Nice work. To flesh out the operational model (and please correct me
if I'm wrong): the way this stuff would all work is:
- The systemtap translator would be linked with libpfm from perfmon2.
(libpfm license is friendly.)
The libpfm library license is an MIT license, so it should be
compatible with the systemtap licensing.
- This library would be used at translation time to map perfmon.* probe
point specifications to PMC register descriptions (pfmlib_output_param_t).
(This will require telling the system the exact target cpu type for
cross-instrumentation.)
Yes, this complicates the cross kernel (build instrumentation on one
system and run instrument on another). Different processors
architectures could be used on each. Some performance monitoring systems
such as PAPI has mappings for some generic names. This might help in
some cases. However, there are some differences in computer architecture
that just do not translate to the generic models
- These descriptions would be emitted into the C code, for actual
installation during module initialization. For our first cut, since
there appears to exist no kernel-side management API at the moment,
the C code would directly manipulate the PMC registers. (This means
no coexistence for oprofile or other concurrent perfctr probing.
C'est la vie.)
Would prefer to reuse to other software to access the performance
monitoring hardware. Don't want to generate yet another different piece
of software that uses the performance monitoring hardware. We want
64-bit values, but a number of the counters are much smaller than that
(32-bit). On the pentium 4 the access to the performance counters is
complicated and would prefer not reinventing the code to access the
performance counters. This mechanism will only work with the global
setup like sampling per thread would be unsupported.
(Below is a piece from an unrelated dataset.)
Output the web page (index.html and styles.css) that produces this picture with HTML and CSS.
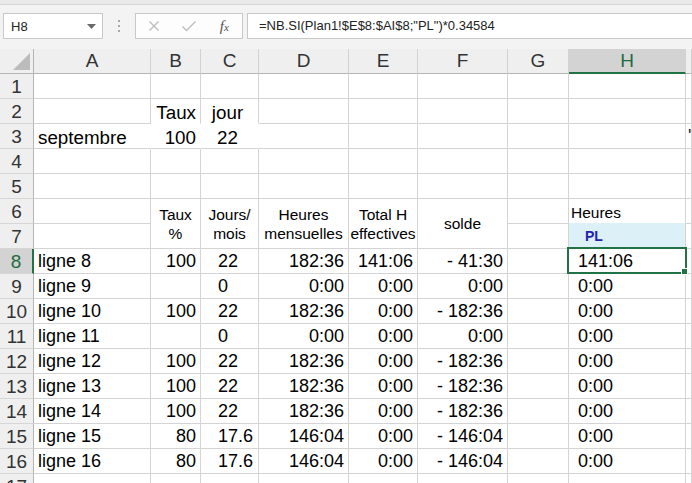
FILE: index.html
```html
<!DOCTYPE html>
<html>
<head>
<meta charset="utf-8">
<link rel="stylesheet" href="styles.css">
</head>
<body>
<div class="app">
  <div class="ribbon"></div>
  <div class="fbar">
    <div class="namebox">H8
      <svg class="dd" width="9" height="5" viewBox="0 0 9 5"><path d="M0 0H9L4.5 5Z" fill="#6a6a6a"/></svg>
    </div>
    <div class="dots"><i></i><i></i><i></i></div>
    <div class="fbtns">
      <div class="btn"><svg width="12" height="12" viewBox="0 0 12 12"><path d="M1.5 1.5L10.5 10.5M10.5 1.5L1.5 10.5" stroke="#bdbdbd" stroke-width="1.4" fill="none"/></svg></div>
      <div class="btn"><svg width="16" height="12" viewBox="0 0 16 12"><path d="M1.5 6.5L5.5 10.5L14.5 1.5" stroke="#bdbdbd" stroke-width="1.4" fill="none"/></svg></div>
      <div class="btn"><span class="fx">f<span>x</span></span></div>
    </div>
    <div class="finput">=NB.SI(Plan1!$E$8:$AI$8;"PL")*0.34584</div>
  </div>
  <div class="sheet">
    <!-- header -->
    <div class="ch corner"><svg width="17" height="17" viewBox="0 0 17 17"><path d="M17 0V17H0Z" fill="#bcbcbc"/></svg></div>
    <div class="ch">A</div><div class="ch">B</div><div class="ch">C</div><div class="ch">D</div><div class="ch">E</div><div class="ch">F</div><div class="ch">G</div><div class="ch sel">H</div><div class="ch"></div>
    <!-- 1 -->
    <div class="rh">1</div><div class="c"></div><div class="c"></div><div class="c"></div><div class="c"></div><div class="c"></div><div class="c"></div><div class="c"></div><div class="c"></div><div class="c"></div>
    <!-- 2 -->
    <div class="rh">2</div><div class="c"></div><div class="c big r nb">Taux</div><div class="c big ctr nb">jour</div><div class="c"></div><div class="c"></div><div class="c"></div><div class="c"></div><div class="c"></div><div class="c"></div>
    <!-- 3 -->
    <div class="rh">3</div><div class="c big l nr">septembre</div><div class="c big r nr">100</div><div class="c big ctr nr">22</div><div class="c"></div><div class="c"></div><div class="c"></div><div class="c"></div><div class="c"></div><div class="c clip">'</div>
    <!-- 4 -->
    <div class="rh">4</div><div class="c"></div><div class="c"></div><div class="c"></div><div class="c"></div><div class="c"></div><div class="c"></div><div class="c"></div><div class="c"></div><div class="c"></div>
    <!-- 5 -->
    <div class="rh">5</div><div class="c"></div><div class="c"></div><div class="c"></div><div class="c"></div><div class="c"></div><div class="c"></div><div class="c"></div><div class="c"></div><div class="c"></div>
    <!-- 6 -->
    <div class="rh">6</div><div class="c"></div>
    <div class="c hd span"><span>Taux</span><span>%</span></div>
    <div class="c hd span"><span>Jours/</span><span>mois</span></div>
    <div class="c hd span"><span>Heures</span><span>mensuelles</span></div>
    <div class="c hd span"><span>Total H</span><span>effectives</span></div>
    <div class="c hd span"><span>solde</span></div>
    <div class="c"></div><div class="c hh">Heures</div><div class="c"></div>
    <!-- 7 -->
    <div class="rh">7</div><div class="c"></div><div class="c"></div><div class="c pl">PL</div><div class="c"></div>
    <!-- 8 -->
    <div class="rh rsel">8</div><div class="c l">ligne 8</div><div class="c r">100</div><div class="c cc">22</div><div class="c r">182:36</div><div class="c r">141:06</div><div class="c r">- 41:30</div><div class="c"></div><div class="c h active">141:06<div class="selbox"></div></div><div class="c"></div>
    <!-- 9 -->
    <div class="rh">9</div><div class="c l">ligne 9</div><div class="c r"></div><div class="c cc">0</div><div class="c r">0:00</div><div class="c r">0:00</div><div class="c r">0:00</div><div class="c"></div><div class="c h">0:00</div><div class="c"></div>
    <!-- 10 -->
    <div class="rh">10</div><div class="c l">ligne 10</div><div class="c r">100</div><div class="c cc">22</div><div class="c r">182:36</div><div class="c r">0:00</div><div class="c r">- 182:36</div><div class="c"></div><div class="c h">0:00</div><div class="c"></div>
    <!-- 11 -->
    <div class="rh">11</div><div class="c l">ligne 11</div><div class="c r"></div><div class="c cc">0</div><div class="c r">0:00</div><div class="c r">0:00</div><div class="c r">0:00</div><div class="c"></div><div class="c h">0:00</div><div class="c"></div>
    <!-- 12 -->
    <div class="rh">12</div><div class="c l">ligne 12</div><div class="c r">100</div><div class="c cc">22</div><div class="c r">182:36</div><div class="c r">0:00</div><div class="c r">- 182:36</div><div class="c"></div><div class="c h">0:00</div><div class="c"></div>
    <!-- 13 -->
    <div class="rh">13</div><div class="c l">ligne 13</div><div class="c r">100</div><div class="c cc">22</div><div class="c r">182:36</div><div class="c r">0:00</div><div class="c r">- 182:36</div><div class="c"></div><div class="c h">0:00</div><div class="c"></div>
    <!-- 14 -->
    <div class="rh">14</div><div class="c l">ligne 14</div><div class="c r">100</div><div class="c cc">22</div><div class="c r">182:36</div><div class="c r">0:00</div><div class="c r">- 182:36</div><div class="c"></div><div class="c h">0:00</div><div class="c"></div>
    <!-- 15 -->
    <div class="rh">15</div><div class="c l">ligne 15</div><div class="c r">80</div><div class="c cc">17.6</div><div class="c r">146:04</div><div class="c r">0:00</div><div class="c r">- 146:04</div><div class="c"></div><div class="c h">0:00</div><div class="c"></div>
    <!-- 16 -->
    <div class="rh">16</div><div class="c l">ligne 16</div><div class="c r">80</div><div class="c cc">17.6</div><div class="c r">146:04</div><div class="c r">0:00</div><div class="c r">- 146:04</div><div class="c"></div><div class="c h">0:00</div><div class="c"></div>
    <!-- 17 -->
    <div class="rh">17</div><div class="c"></div><div class="c"></div><div class="c"></div><div class="c"></div><div class="c"></div><div class="c"></div><div class="c"></div><div class="c"></div><div class="c"></div>
  </div>
</div>
</body>
</html>
```
FILE: styles.css
```css
html, body {
  margin: 0;
  padding: 0;
  background: #ffffff;
}
body {
  font-family: "Liberation Sans", Arial, sans-serif;
  width: 692px;
  height: 483px;
  overflow: hidden;
}
.app {
  width: 692px;
  height: 483px;
  overflow: hidden;
}
.ribbon {
  height: 4px;
  background: #e9e9e9;
  border-bottom: 1px solid #d6d6d6;
}
.fbar {
  height: 44px;
  box-sizing: border-box;
  padding-top: 8px;
  background: #f3f3f3;
  display: flex;
  align-items: flex-start;
}
.namebox {
  margin-left: 3px;
  width: 100px;
  height: 26px;
  box-sizing: border-box;
  background: #ffffff;
  border: 1px solid #c8c8c8;
  display: flex;
  align-items: center;
  justify-content: space-between;
  padding: 0 6px 0 7px;
  font-size: 13px;
  color: #222;
}
.dots {
  width: 32px;
  height: 26px;
  display: flex;
  flex-direction: column;
  align-items: center;
  justify-content: center;
  gap: 3px;
}
.dots i {
  display: block;
  width: 2px;
  height: 2px;
  background: #a8a8a8;
}
.fbtns {
  width: 108px;
  height: 26px;
  box-sizing: border-box;
  border: 1px solid #c8c8c8;
  background: #fdfdfd;
  display: flex;
  align-items: center;
}
.btn {
  flex: 1;
  display: flex;
  align-items: center;
  justify-content: center;
}
.fx {
  font-family: "Liberation Serif", "DejaVu Serif", serif;
  font-style: italic;
  font-size: 15px;
  color: #505050;
  line-height: 1;
}
.fx span {
  font-size: 11px;
}
.finput {
  margin-left: 4px;
  flex: 1;
  height: 26px;
  box-sizing: border-box;
  border: 1px solid #c8c8c8;
  border-right: none;
  background: #ffffff;
  padding-left: 11px;
  font-size: 13px;
  line-height: 24px;
  color: #222;
  white-space: nowrap;
  overflow: hidden;
}
.sheet {
  display: grid;
  grid-template-columns: 34px 117px 50px 58px 90px 69px 90px 61px 117px 6px;
  grid-template-rows: 25px;
  grid-auto-rows: 25px;
}
.ch {
  box-sizing: border-box;
  background: #efefef;
  border-right: 1px solid #d2d2d2;
  border-bottom: 1px solid #b5b5b5;
  text-align: center;
  font-size: 19px;
  line-height: 24px;
  color: #333;
}
.ch.corner {
  display: flex;
  align-items: flex-end;
  justify-content: flex-end;
  padding: 0 3px 3px 0;
  border-right: 1px solid #b5b5b5;
}
.ch.corner svg {
  display: block;
}
.ch.sel {
  background: #d3d3d3;
  color: #1f6b40;
  border-bottom: 2px solid #217346;
}
.rh {
  box-sizing: border-box;
  background: #efefef;
  border-right: 1px solid #b5b5b5;
  border-bottom: 1px solid #d6d6d6;
  text-align: center;
  font-size: 19px;
  line-height: 23px;
  padding-top: 1px;
  color: #333;
}
.rh.rsel {
  background: #d3d3d3;
  color: #1f6b40;
  border-right: 2px solid #217346;
}
.c {
  box-sizing: border-box;
  background: #ffffff;
  border-right: 1px solid #d4d4d4;
  border-bottom: 1px solid #d4d4d4;
  font-size: 18px;
  line-height: 24px;
  color: #000;
  white-space: nowrap;
}
.clip {
  overflow: hidden;
  padding-left: 2px;
  color: #222;
}
.r { text-align: right; padding-right: 4px; }
.l { padding-left: 4px; }
.ctr { text-align: center; padding-right: 4px; }
.cc { padding-left: 17px; }
.h { padding-left: 9px; }
.big {
  font-size: 18.8px;
  padding-top: 1.5px;
}
.nb { border-bottom-color: #ffffff; }
.nr { border-right-color: #ffffff; }
.span {
  grid-row: span 2;
}
.hd {
  font-size: 15.5px;
  line-height: 19.5px;
  display: flex;
  flex-direction: column;
  align-items: center;
  justify-content: center;
  padding-top: 1px;
}
.hh {
  font-size: 15.5px;
  line-height: 21px;
  padding-top: 3px;
  padding-left: 2px;
  border-bottom-color: #dcf0f7;
}
.pl {
  background: #dcf0f7;
  color: #2222b0;
  font-weight: bold;
  font-size: 14px;
  line-height: 24px;
  padding-left: 16px;
}
.active {
  position: relative;
}
.selbox {
  position: absolute;
  left: -2px;
  top: -2px;
  width: 120px;
  height: 27px;
  box-sizing: border-box;
  border: 2px solid #217346;
}
.selbox::after {
  content: "";
  position: absolute;
  right: -3px;
  bottom: -3px;
  width: 5px;
  height: 5px;
  background: #217346;
  border: 1px solid #ffffff;
}
```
Also need to
translate between the name and the event number the table in OProfile
and perfmon are getting pretty large to keep all that information and
catch any inabilities to map events to a register.
One advantage of generating the C code would be that it would work with
existing RHEL4 kernel.
- The "sample" type perfmon probes would map to the same kind of
dispatch/callback as the current "timer.profile": the probe handler
should have valid pt_regs available.
Yes, the pt_regs will be available to the sample type probe.
- The free-running type perfmon probes, probably named
"perfctr.SPEC.setup" or ".start" or ".begin" would map to a one-time
initialization that passes a token (PMC counter number?) to the
handler. Other probe handlers can then query/manipulate the
free-running counter using that number via the start/stop/query
functions.
>
Is that sufficiently detailed to begin an implementation?
Pretty close. The one thing that isn't answered is the division of the
labor for the sampling probes, onetime setup vs sample handler. Want to
have some handle set in a global variable for the probe, but do not want
to execute that everytime that the sample is collected. For the
free-running probes it is pretty clear to handle the samples.
[...] print ("ipc is %d.%d \n", ipc/factor, ipc % factor);
(An aside: we should have a more compact notation for this. We won't
support floating point numbers, but integers can be commonly scaled
like this. Maybe printf("%.Nf", value), where N implies a
power-of-ten scaling factor, and printf("%*f", value, scale) for
general factors.)
Yes, some scaling mechanism would be nice in some cases. The chances of
having IPC around the value of one were pretty likely, so I put in the
scaling to give a better picture of what is going on.